If Michael Bisping is ever going to earn the status in the sport and accomplish the things he set out to do, Saturday is a must. There is no other chance than this one. Every UFC fighter says each of their UFC fights is important, but that's not often true. In the case of Bisping, there's no argument to the contrary.
As for Belfort, a win doesn't put him back in front of Anderson Silva just yet, but it does prove he's still a force to be reckoned with at middleweight. With no clear front runner at the moment, a win for Belfort helps change that debate.
Will Bisping achieve everything that's eluded him with a win on Saturday? Will Belfort remind everyone he's still one of middleweight's finest fighters? I answer these questions and more with predictions for Saturday's fights.
What: UFC on FX7: Belfort vs. Bisping
Where: Ibirapuera Arena, Sao Paolo, Brazil
When: Saturday, the one-fight Facebook card starts at 5:30 p.m. ET, the six-fight FUEL TV card kicks off at 6 p.m. ET and the four-fight FX fights start at 9 p.m. ET.
Predictions for the four main card fights airing Friday on FX are below.
What's incredible about this main card is just how competitive all of these fights are, at least from a betting odds perspective. Sure, one punch in this fight or the next could end the show early, but on paper these are all really close contests.
In any case, this is a tough call. Is Vitor Belfort's good hand speed and clear knockout power going to catch Bisping early and end the show? Or is Bisping going to survive an early storm to survive, relying on his more diverse offense? The answer isn't so obvious.
I'm going with the Brit. Obviously I have to grant that if he gets blasted to smithereens in the first round, it will come as positively zero surprise. But if they fought ten times, I'd favor Bisping to win more of them. Between his improved (if still slightly problematic) stand-up to his vastly improved wrestling plus his enduring gas tank, Bisping has the tools to take this one more often than not. A pressure game will break just about any fighter and if Bisping is good at anything, it's turning a simmer to a boil in a long fight. That's always been an issue Belfort has struggled with.
Ben Rothwell vs. Gabriel Gonzaga
This is a pick 'em fight if there ever was one. Two fighters of considerable might, but possessing considerable issues.
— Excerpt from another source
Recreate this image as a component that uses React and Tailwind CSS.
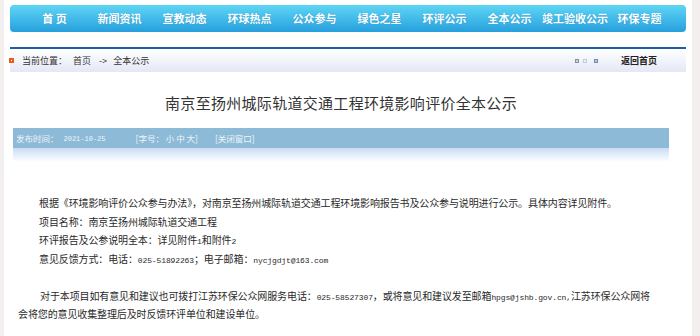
import React from "react";

const cjk = { fontFamily: '"Noto Sans CJK SC", "Noto Sans", sans-serif' };

function A({ children }) {
  return (
    <span className="font-['Liberation_Mono',monospace] text-[8px] leading-none">{children}</span>
  );
}

function Line({ className = "", children }) {
  return <div className={"h-[18.5px] leading-[18.5px] overflow-hidden " + className}>{children}</div>;
}

const navItems = ["首 页", "新闻资讯", "宣教动态", "环球热点", "公众参与", "绿色之星", "环评公示", "全本公示", "竣工验收公示", "环保专题"];

export default function App() {
  return (
    <div className="w-[700px] h-[336px] bg-[#f4efef] overflow-hidden" style={cjk}>
      <div className="ml-[4px] w-[688px] h-full bg-white">
        {/* nav */}
        <div className="pt-[5px] px-[6px]">
          <div className="h-[27px] rounded-[4px] bg-gradient-to-b from-[#5dd6f5] to-[#26a0dd] flex items-center pl-[12px]">
            {navItems.map((t) => (
              <div key={t} className="w-[65px] text-center text-white font-bold text-[11px] whitespace-nowrap [text-shadow:0_0_1px_rgba(0,80,140,0.4)]">
                {t}
              </div>
            ))}
          </div>
        </div>

        {/* breadcrumb */}
        <div className="mt-[15px] mx-[6px] h-[2px] bg-[#1b5ea8]" />
        <div className="mx-[6px] h-[23px] bg-gradient-to-b from-white to-[#e4e8f5] flex items-center text-[9px] text-[#333]">
          <div className="ml-[-1px] w-[5px] h-[5px] bg-[#e6601a] flex items-center justify-center">
            <div className="w-[1px] h-[1px] bg-white" />
          </div>
          <span className="ml-[8px]">当前位置：</span>
          <span className="ml-[6px]">首页</span>
          <span className="ml-[8px]">-&gt;</span>
          <span className="ml-[6px]">全本公示</span>
          <div className="ml-auto flex items-center gap-[4px]">
            <div className="w-[4px] h-[4px] border border-[#8193a8] bg-[#c9d3e0]" />
            <div className="w-[4px] h-[4px] border border-[#c3ccd8] bg-[#eef1f6]" />
            <div className="ml-[3px] w-[4px] h-[4px] border border-[#7a8ca4] bg-[#b9c6d6]" />
          </div>
          <span className="ml-[23px] mr-[29px] font-bold text-[#222]">返回首页</span>
        </div>

        {/* title */}
        <div className="mt-[21px] h-[20px] flex items-center justify-center pr-[14px] text-[15px] text-[#333] whitespace-nowrap tracking-[0.3px]">
          南京至扬州城际轨道交通工程环境影响评价全本公示
        </div>

        {/* info bar */}
        <div className="mt-[15px] ml-[9px] w-[656px]">
          <div className="h-[20px] bg-[#8dbbd7] flex items-center text-[8.5px] text-[#eef4f9] whitespace-nowrap">
            <span className="ml-[3px]">发布时间：</span>
            <span className="ml-[5px] mt-[2px] font-['Liberation_Mono',monospace] text-[7px] leading-none">2021-10-25</span>
            <span className="ml-[30px]">[字号： 小 中 大]</span>
            <span className="ml-[17px]">[关闭窗口]</span>
          </div>
          <div className="h-[14px] bg-gradient-to-b from-[#c9dcf4] to-white" />
        </div>

        {/* body */}
        <div className="mt-[32px] pl-[14px] text-[10px] tracking-[-0.12px] text-[#2a2a2a] whitespace-nowrap">
          <Line className="pl-[21px]">根据《环境影响评价公众参与办法》，对南京至扬州城际轨道交通工程环境影响报告书及公众参与说明进行公示。具体内容详见附件。</Line>
          <Line className="pl-[21px]">项目名称：南京至扬州城际轨道交通工程</Line>
          <Line className="pl-[21px]">环评报告及公参说明全本：详见附件<A>1</A>和附件<A>2</A></Line>
          <Line className="pl-[21px]">意见反馈方式：电话：<A>025-51892263</A>；电子邮箱：<A>nycjgdjt@163.com</A></Line>
          <Line />
          <Line className="pl-[22px]">对于本项目如有意见和建议也可拨打江苏环保公众网服务电话：<A>025-58527307</A>，或将意见和建议发至邮箱<A>hpgs@jshb.gov.cn,</A>江苏环保公众网将</Line>
          <Line>会将您的意见收集整理后及时反馈环评单位和建设单位。</Line>
        </div>
      </div>
    </div>
  );
}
Both are likely on the last legs of their heavyweight careers (Gonzaga once announced his retirement, while Rothwell was on the verge of quitting had he not defeated Brendan Schaub). These two are roughly equivalent strikers with Rothwell being the more aggressive of the two. Gonzaga is the better takedown artist and easily the better pure grappler. So which way does this shake out? I'm going to learn Rothwell even if I worry about him losing this fight on the mat. Fortune favors the bold, and when a fight is this close the one who usually wins is the one with the proactive offense. More often than not, that's Rothwell.
Sarafian has a pretty sizable upside. Dollaway, at this point, does not (certainly not to the same extent). On those grounds alone, one suspects this bout was booked as more of a test for Sarafian than anything else. And when I say 'test', I mean one he should pass. I don't see Dollaway's wrestling being a continual threat to Sarafian's offense. He'll figure out a way to get it done.
I like the Russian here pretty cleanly. If Kamal Shalorus and Gleison Tibau can't use enough wrestling to keep him pinned to the floor, Tavares doesn't stand much of a chance. I also suspect standing Tavares' over aggression will get the best of him against a guy who is hard to hit and can counterstrike.